### Data extract
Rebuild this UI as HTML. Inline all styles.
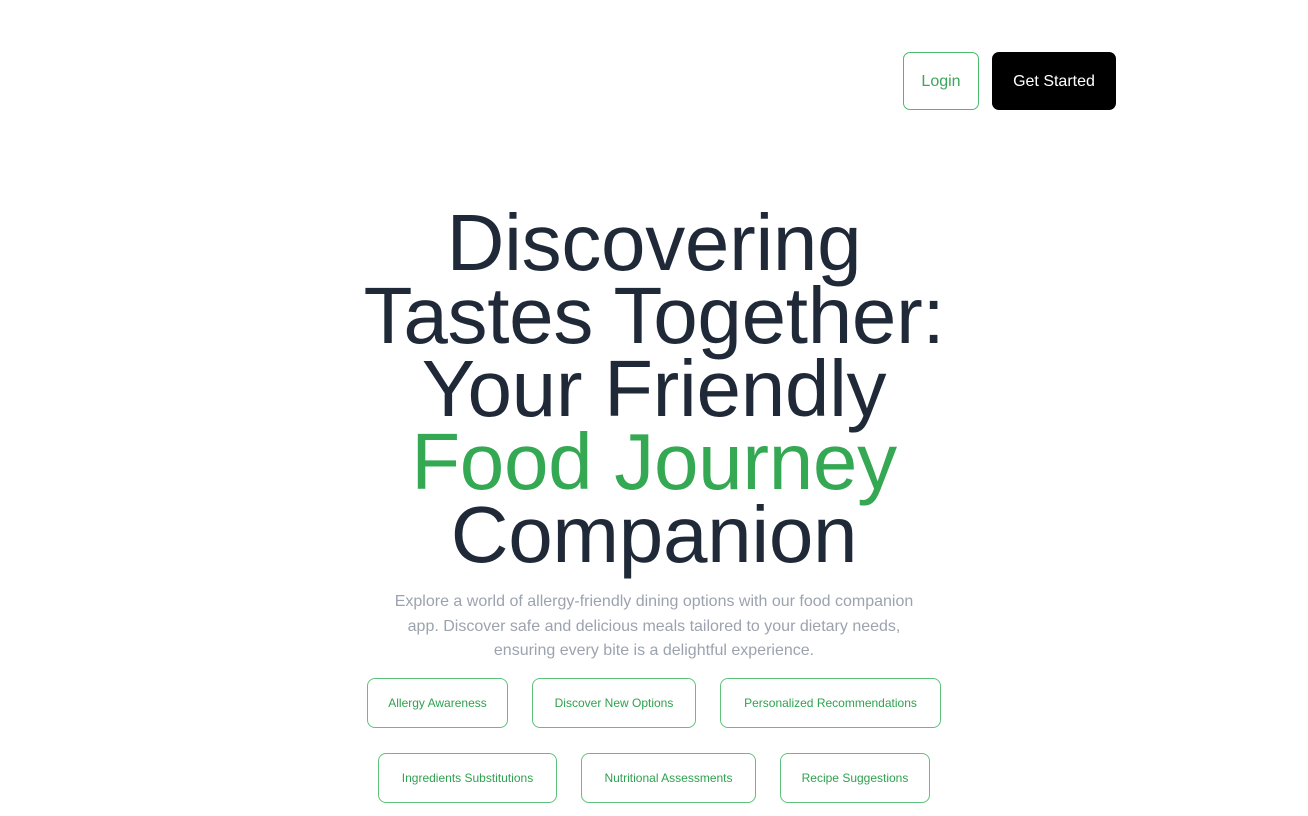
<!DOCTYPE html>
<html><head><meta charset="utf-8"><style>
body{margin:0;width:1308px;height:816px;background:#fff;font-family:"Liberation Sans",sans-serif;position:relative;overflow:hidden}
.btn{position:absolute;top:52px;height:58px;box-sizing:border-box;border-radius:7px;display:flex;align-items:center;justify-content:center;font-size:16px;padding-top:2px}
.login{left:903px;width:76px;border:1px solid #4cbb6c;color:#3aa85a}
.gs{left:992px;width:124px;background:#000;color:#fff}
h1{position:absolute;top:206px;left:0;width:1308px;margin:0;text-align:center;font-weight:400;font-size:80px;line-height:73px;color:#1f2937;letter-spacing:-0.3px}
h1 span{color:#34a853}
p{position:absolute;top:590px;left:382px;width:544px;margin:0;text-align:center;font-size:16px;line-height:24.5px;color:#9ca3af}
.chip{position:absolute;height:50px;box-sizing:border-box;border:1px solid #5fc27b;border-radius:8px;color:#2fa24f;font-size:12px;display:flex;align-items:center;justify-content:center}
</style></head><body>
<div class="btn login">Login</div>
<div class="btn gs">Get Started</div>
<h1>Discovering<br>Tastes Together:<br>Your Friendly<br><span>Food Journey</span><br>Companion</h1>
<p>Explore a world of allergy-friendly dining options with our food companion app. Discover safe and delicious meals tailored to your dietary needs, ensuring every bite is a delightful experience.</p>
<div class="chip" style="left:367px;top:678px;width:141px">Allergy Awareness</div>
<div class="chip" style="left:532px;top:678px;width:164px">Discover New Options</div>
<div class="chip" style="left:720px;top:678px;width:221px">Personalized Recommendations</div>
<div class="chip" style="left:378px;top:753px;width:179px">Ingredients Substitutions</div>
<div class="chip" style="left:581px;top:753px;width:175px">Nutritional Assessments</div>
<div class="chip" style="left:780px;top:753px;width:150px">Recipe Suggestions</div>
</body></html>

### What to work on
From the material above, copy everything exactly but the pictures.

### Written answer
Rebuild this UI as HTML. Inline all styles.
<!DOCTYPE html>
<html><head><meta charset="utf-8"><style>
body{margin:0;width:1308px;height:816px;background:#fff;font-family:"Liberation Sans",sans-serif;position:relative;overflow:hidden}
.btn{position:absolute;top:52px;height:58px;box-sizing:border-box;border-radius:7px;display:flex;align-items:center;justify-content:center;font-size:16px;padding-top:2px}
.login{left:903px;width:76px;border:1px solid #4cbb6c;color:#3aa85a}
.gs{left:992px;width:124px;background:#000;color:#fff}
h1{position:absolute;top:206px;left:0;width:1308px;margin:0;text-align:center;font-weight:400;font-size:80px;line-height:73px;color:#1f2937;letter-spacing:-0.3px}
h1 span{color:#34a853}
p{position:absolute;top:590px;left:382px;width:544px;margin:0;text-align:center;font-size:16px;line-height:24.5px;color:#9ca3af}
.chip{position:absolute;height:50px;box-sizing:border-box;border:1px solid #5fc27b;border-radius:8px;color:#2fa24f;font-size:12px;display:flex;align-items:center;justify-content:center}
</style></head><body>
<div class="btn login">Login</div>
<div class="btn gs">Get Started</div>
<h1>Discovering<br>Tastes Together:<br>Your Friendly<br><span>Food Journey</span><br>Companion</h1>
<p>Explore a world of allergy-friendly dining options with our food companion app. Discover safe and delicious meals tailored to your dietary needs, ensuring every bite is a delightful experience.</p>
<div class="chip" style="left:367px;top:678px;width:141px">Allergy Awareness</div>
<div class="chip" style="left:532px;top:678px;width:164px">Discover New Options</div>
<div class="chip" style="left:720px;top:678px;width:221px">Personalized Recommendations</div>
<div class="chip" style="left:378px;top:753px;width:179px">Ingredients Substitutions</div>
<div class="chip" style="left:581px;top:753px;width:175px">Nutritional Assessments</div>
<div class="chip" style="left:780px;top:753px;width:150px">Recipe Suggestions</div>
</body></html>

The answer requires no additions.